Photos Jason Huynh
“I escaped death many times. But I wouldn’t change a thing about my time in the United States Army because it molded my life in ways that I wouldn’t have thought of,” says Jim Sturwold as he recounts the three strenuous years that he served the U.S. during World War II.
Jim Sturwold is currently a resident at Renaissance Marquis who has quite a war story—one that he loves narrating.
Sturwold was an “Indianhead,” which is a nickname for the United States Army’s 2nd Infantry Division who served during World War II. The men who displayed the Indianhead patch, including Sturwold, fought their way through Treviers, Cerisy La Foret and then, in one mighty effort, crushed the powerful Nazi defenses on Hill 192, which was the grassy slope holding up the advance on Saint-Lô.
This is Jim’s story.
“I was born in Connersville, Indiana on March 21, 1921, but I grew up in a Detroit suburb called Lincoln Park,” explains Sturwold when describing his past.
Sturwold enrolled into the service in 1942, starting his basic training at Camp Robinson in Little Rock, Arkansas.
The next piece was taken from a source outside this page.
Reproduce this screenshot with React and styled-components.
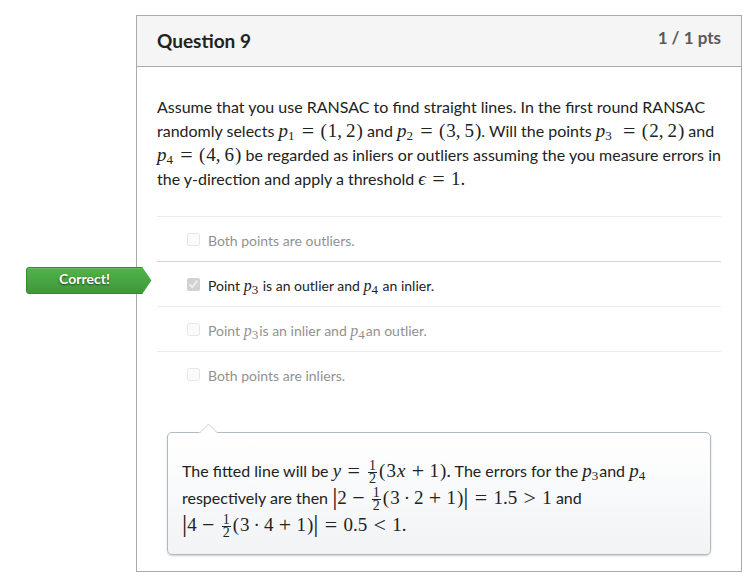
import React from "react";
import styled, { createGlobalStyle } from "styled-components";

const GlobalStyle = createGlobalStyle`
  *, *::before, *::after { box-sizing: border-box; }
  body {
    margin: 0;
    background: #fff;
    color: #222;
    font-family: Lato, "Liberation Sans", sans-serif;
    font-size: 16px;
    line-height: 24px;
  }
`;

const Page = styled.main`
  padding: 15px 9px 9px 136px;
`;

const Card = styled.section`
  border: 1px solid #aaa;
  background: #fff;
`;

const Header = styled.header`
  display: flex;
  justify-content: space-between;
  align-items: flex-start;
  padding: 10px 20px 13px;
  background: #f5f5f5;
  border-bottom: 1px solid #aaa;
`;

const Title = styled.h2`
  margin: 3px 0 0;
  font-size: 19px;
  line-height: 24px;
  font-weight: 700;
`;

const Points = styled.span`
  font-size: 17px;
  line-height: 24px;
  font-weight: 700;
  color: #595959;
`;

const Body = styled.div`
  padding: 28px 20px 16px;
`;

const Prompt = styled.p`
  margin: 0 0 25px;
`;

const Answers = styled.fieldset`
  margin: 0;
  padding: 0;
  border: 0;
  min-width: 0;
`;

const Answer = styled.div`
  position: relative;
  height: 45px;
  padding: 13px 30px 0;
  border-top: 1px solid ${(p) => (p.$selected ? "#d5d5d5" : "#ebebeb")};
`;

const Choice = styled.label`
  display: flex;
  gap: 8px;
  font-size: 14px;
  line-height: 22px;
  opacity: ${(p) => (p.$selected ? 1 : 0.5)};
`;

const Checkbox = styled.input`
  flex: none;
  width: 13px;
  height: 13px;
  margin: 3px 0 0;
`;

const Flag = styled.div`
  position: absolute;
  z-index: 1;
  top: 5px;
  left: -131px;
  width: 126px;
  height: 27px;
  padding-right: 9px;
  color: #fff;
  font-size: 14px;
  line-height: 24px;
  font-weight: 700;
  text-align: center;
  text-shadow: 0 1px 2px rgba(0, 0, 0, 0.6);
`;

const FlagShape = styled.svg`
  position: absolute;
  inset: 0;
  z-index: -1;
`;

const Comment = styled.aside`
  position: relative;
  margin: 36px 10px 0;
  padding: 24px 14px 16px;
  border: 1px solid #afbbc4;
  border-radius: 5px;
  background: linear-gradient(#fff, #f1f3f5);
  box-shadow: 0 1px 2px rgba(0, 0, 0, 0.2);
`;

const CommentText = styled.p`
  margin: 0;
  line-height: 27px;
`;

const Pointer = styled.svg`
  position: absolute;
  top: -10px;
  left: 31px;
`;

const MathText = styled.span`
  font-family: "Liberation Serif", serif;
  font-size: ${(p) => (p.$small ? 16 : 19)}px;
  line-height: 0;
  white-space: nowrap;
`;

const Sub = styled.sub`
  margin-right: 1px;
  font-size: 13px;
  line-height: 0;
  vertical-align: -3px;
`;

const Operator = styled.span`
  display: inline-block;
  width: 15px;
  margin: 0 ${(p) => (p.$binary ? 4 : 5)}px;
  font-size: 22px;
  line-height: 0;
  text-align: center;
  vertical-align: -1px;
`;

const Paren = styled.span`
  margin-left: ${(p) => (p.$close ? 1 : 0)}px;
  margin-right: ${(p) => (p.$close ? 0 : 1)}px;
`;

const Dot = styled.span`
  margin: 0 4px;
`;

const Comma = styled.span`
  margin-right: 4px;
`;

const Unknown = styled.i`
  margin: 0 1px;
`;

const Bar = styled.span`
  font-size: 26px;
  line-height: 0;
  vertical-align: -1px;
`;

const Fraction = styled.span`
  display: inline-flex;
  flex-direction: column;
  width: 9px;
  margin: -4px 2px;
  font-size: 14px;
  line-height: 12px;
  text-align: center;
  vertical-align: middle;
`;

const Numerator = styled.span`
  border-bottom: 1px solid #222;
`;

const Var = ({ n, small }) => (
  <MathText $small={small}>
    <i>p</i>
    <Sub>{n}</Sub>
  </MathText>
);

const Eq = () => <Operator>=</Operator>;
const Plus = () => <Operator $binary>+</Operator>;
const Minus = () => <Operator $binary>−</Operator>;
const Open = () => <Paren>(</Paren>;
const Close = () => <Paren $close>)</Paren>;

const Half = () => (
  <Fraction>
    <Numerator>1</Numerator>
    <span>2</span>
  </Fraction>
);

const Pair = ({ a, b }) => (
  <>
    <Open />
    {a}
    <Comma>,</Comma>
    {b}
    <Close />
  </>
);

const PointDef = ({ n, a, b }) => (
  <MathText>
    <i>p</i>
    <Sub>{n}</Sub>
    <Eq />
    <Pair a={a} b={b} />
  </MathText>
);

const ErrorTerm = ({ y, x }) => (
  <>
    <Bar>|</Bar>
    {y}
    <Minus />
    <Half />
    <Open />3<Dot>·</Dot>
    {x}
    <Plus />1<Close />
    <Bar>|</Bar>
  </>
);

const CorrectFlag = () => (
  <Flag>
    <FlagShape width="126" height="27" viewBox="0 0 126 27" aria-hidden="true">
      <defs>
        <linearGradient id="flag" x1="0" y1="0" x2="0" y2="1">
          <stop offset="0" stopColor="#4fb548" />
          <stop offset="1" stopColor="#41953b" />
        </linearGradient>
      </defs>
      <path
        d="M3 .5H116.5L125.5 13.5L116.5 26.5H3Q.5 26.5 .5 24V3Q.5 .5 3 .5Z"
        fill="url(#flag)"
      />
      <path
        d="M116.5 .5H3Q.5 .5 .5 3V24Q.5 26.5 3 26.5H116.5"
        fill="none"
        stroke="#37882f"
      />
      <path d="M2 1.5H116" stroke="#62c05b" />
    </FlagShape>
    Correct!
  </Flag>
);

const answers = [
  { id: "a1", text: "Both points are outliers." },
  {
    id: "a2",
    selected: true,
    text: (
      <>
        Point <Var n="3" small /> is an outlier and <Var n="4" small /> an inlier.
      </>
    ),
  },
  {
    id: "a3",
    text: (
      <>
        Point <Var n="3" small />
        is an inlier and <Var n="4" small />
        an outlier.
      </>
    ),
  },
  { id: "a4", text: "Both points are inliers." },
];

export default function App() {
  return (
    <>
      <GlobalStyle />
      <Page>
        <Card>
          <Header>
            <Title>Question 9</Title>
            <Points>1 / 1 pts</Points>
          </Header>
          <Body>
            <Prompt>
              Assume that you use RANSAC to find straight lines. In the first round RANSAC
              randomly selects <PointDef n="1" a="1" b="2" /> and{" "}
              <PointDef n="2" a="3" b="5" />. Will the points <Var n="3" />{" "}
              <MathText>
                <Eq />
                <Pair a="2" b="2" />
              </MathText>{" "}
              and <PointDef n="4" a="4" b="6" /> be regarded as inliers or outliers
              assuming the you measure errors in the y-direction and apply a threshold{" "}
              <MathText>
                <i>ϵ</i>
                <Eq />1.
              </MathText>
            </Prompt>
            <Answers aria-label="Answers">
              {answers.map(({ id, text, selected }) => (
                <Answer key={id} $selected={selected}>
                  {selected && <CorrectFlag />}
                  <Choice htmlFor={id} $selected={selected}>
                    <Checkbox id={id} type="checkbox" defaultChecked={selected} disabled />
                    <span>{text}</span>
                  </Choice>
                </Answer>
              ))}
            </Answers>
            <Comment>
              <Pointer width="20" height="11" viewBox="0 0 20 11" aria-hidden="true">
                <path d="M0 10L9.5 1L19 10V11H0Z" fill="#fff" />
                <path d="M.5 10L9.5 1L18.5 10" fill="none" stroke="#c8d0d6" />
              </Pointer>
              <CommentText>
                The fitted line will be{" "}
                <MathText>
                  <i>y</i>
                  <Eq />
                  <Half />
                  <Open />3<Unknown>x</Unknown>
                  <Plus />1<Close />.
                </MathText>{" "}
                The errors for the <Var n="3" />
                and <Var n="4" /> respectively are then{" "}
                <MathText>
                  <ErrorTerm y="2" x="2" />
                  <Eq />
                  1.5
                  <Operator>&gt;</Operator>1
                </MathText>{" "}
                and{" "}
                <MathText>
                  <ErrorTerm y="4" x="4" />
                  <Eq />
                  0.5
                  <Operator>&lt;</Operator>
                  1.
                </MathText>
              </CommentText>
            </Comment>
          </Body>
        </Card>
      </Page>
    </>
  );
}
From there he went on to school to become a Corporal so that he could eventually go to Officer Candidate School (OCS). This is where Sturwold would eventually be trained to gain a commission as an officer in the armed forces.
“I went to Fort Benning for infantry school, completed the courses there and got a commission of 2nd Lieutenant. After bouncing around to different states from camp to camp, I was eventually shipped overseas to Whales where I received more basic training,” he continues. “I joined the second infantry division there as an excess officer—they were building up for the invasion, of course.”
According to Sturwold, the Second Infantry Unit completed their assault training on the beaches of Whales, quite a sight for someone from Detroit.
“When I joined the Second Infantry Division, they had already fought their way up through the hedgerows of Normandy, up to Saint-Lô to Hill 192, which governed the city of Saint-Lô. This is where my first experience in real combat began,” he explains.
In fact, Sturwold received a Bronze Star for his first attack on Hill 192 at Saint-Lô, an honor that he holds near and dear to his heart.
“Getting back to the battle; we sat there, getting prepared of course, and then we took off in what would be our very first big attack of the breakthrough out of Normandy throughout those hedgerows. We had several close calls to death there; I actually lost about half of my platoon. Fighting through those hedgerows was terrible… it was like fighting in jungles, only worse.
“We continued attacking, day and night, right through Normandy over toward the British lines. By that time, we had trapped a big part of the German army in conjunction with the British army,” Sturwold continues. “From that point on—after a quick pause to recoup— I took our regimen over to Landon Isle, France in Brittany (Bretagne) to capture the city of Brest. The Germans had their sub-headquarters there. Before we had even got there, however, they had already ruined the port.”
Sturwold and his men then loaded up in box cars and traveled all the way over to Belgium—right at the German line. According to Sturwold, everyone called this the “quiet sector.”
“Nothing happened when we first got to the quiet sector. Eisenhower and the rest of the United States thought that we had captured enough of the German army that they were decimated… but they were wrong,” he says.
Sturwold and his men sat at the quiet sector until they were given orders to break through the Siegfried Line and attack, so the Nazis would not flood the dams. “That would have stopped us for months before we could even attempt to get across that much water. But we did break through the Siegfried Line,” says Sturwold.
“What the Second Infantry Division has done in the past four days will live on in the history of the United States Army.” -Lt. General Courtney H. Hodges
This quote, among many others, is located within a book “D + 106 to V-E: The Story of the 2nd Division…” compiled by the Public Relation Staff, Headquarters of the 2nd Divison: Lt. Col. Edward W. Wood and Sgt. Raleigh Allsbrook. Struwold carries this book around with him, helping him remember the past that made such an impact on him.
Of course, Sturwold had to leave a lot of his journeys out, however, one of the moments he remembers most is when the Germans surrendered to his platoon outside of Pilson (Plzeń), Czechoslovakia. The United States had joined forces with the Russians who helped them force what was left of the second army of Germans out of the town, and he remembers discharging some of the German soldiers to go home, as it was farming season and the towns needed their men back to be able to farm for food.
Jim Sturwold was in the service for three years before he traveled back to the United States where he took back his position working for his old company. “I was a salesman in a department store in Detroit; they were waiting on me to get back, which was nice,” says Sturwold.
Sturwold eventually changed jobs, which is what led him home to Rome, Georgia where he joined TranMills Carpet Company from 1965 until 1983 before retiring to Florida for 30 years with his wife, Mary Sue.
The Sturwold’s came back to Rome in order to spend time with their children and now grandchildren, which is perhaps what Sturwold loves the most about his story: his family.
Grand is honored to have been able to retell these memories of one of our country’s most precious heroes, and to personally thank Mr. Sturwold for his service.